Ala has experience assisting victims of Hurricane Irma, which caused widespread destruction in 2017, and she knows the road to healing will be long.
"We're here now for immediate crisis counseling, and we will be here for the long haul," she says. "This will be a long process: It won't be months, it will be years."
MARY LOUISE KELLY, HOST:
Hundreds of rescue workers are still searching for survivors in the rubble of the collapsed Champlain Towers South in Surfside, Fla. As days pass since any survivors have been pulled out, and with so many people still unaccounted for, mental health counselors have also been sent in. They are helping families waiting for news of missing loved ones, as well as families whose loved ones have been confirmed dead.
Sandy Ala is one of those counselors, with Jewish Community Services of South Florida. And when we spoke today, she told me they have set up a physical site, where families can walk in.
SANDY ALA: It's really very organized at this point now, where they come in - there's a navigator that does a preliminary assessment to see what their needs may be, and then they bring them in to the family assistance center, where there are many professional agencies providing different types of services. But Jewish Community Services is the primary mental health supporter for those individuals looking for their family members and waiting for news.

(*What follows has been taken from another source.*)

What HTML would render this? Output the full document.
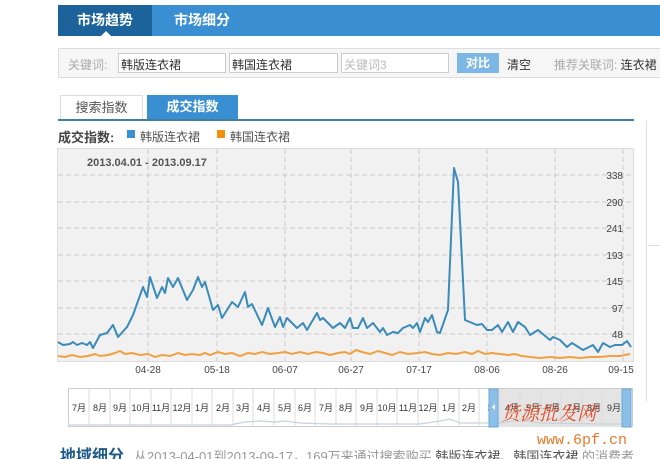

KELLY: What are those conversations like, the ones that you've been having?
ALA: So there's many different types of conversations - mostly just people looking for answers, wondering why these things have happened, hoping to hear some good news of their family members, their loved ones, you know, being found and surviving. As the days go on, the conversations become harder and more difficult. They're grieving, and they need support.
KELLY: You said so many people are looking for answers, and that's got to be such a tough conversation to have when there are no answers. You don't have them. All you can do is sit - sit and listen.
ALA: Right. Exactly. And we don't have the answers. And I think that's just where their mindset is right now. Why did this happen? Why the - why, you know, some people were fortunate to be rescued while others are, you know, yet to be found. Waiting, you know, day by day, are they going to get any confirmation of resolution to their loved one being found? And it's very hard. And I think, as the days go on, it's getting more emotional for them. They're coming to terms with what is the end result. As I'm sure you're aware, they imploded the building two days ago. That just brings another level of heartache and wondering, and they really do need support from us and anyone that can provide it. And there are a lot of people out there willing to assist, but it is a tough place to be right now.
KELLY: What words seem to help, seem to reach people, in such a difficult moment?
ALA: That we're there for them because there's really not much else anyone can say to make it any different. I've received a lot of feedback from individuals that we're working with, just gratitude and humble that were there - I think just physically being there, knowing that our presence is always there. They can walk over. Someone will be available to talk to them just to get through that moment, or they need to call someone in the afternoon, evening, night - 24/7, we're there.
KELLY: What kind of needs are people going to have in terms of mental health, in terms of being able to talk to somebody going forward in the longer term?
ALA: So we're anticipating - and we really have already started this - so anyone that comes to see us at JCS or calls 211, we're creating a contact with them, staying in contact, seeing what they need. So a lot of what we're doing right now is assisting with temporary housing for the families and/or the residents. We are discussing with them that counseling is an option, that we're here now for immediate crisis counseling and that we will be here for the long haul. It won't be months. It will be years.
KELLY: Sandy Ala, with Jewish Community Services of South Florida., thank you for taking the time.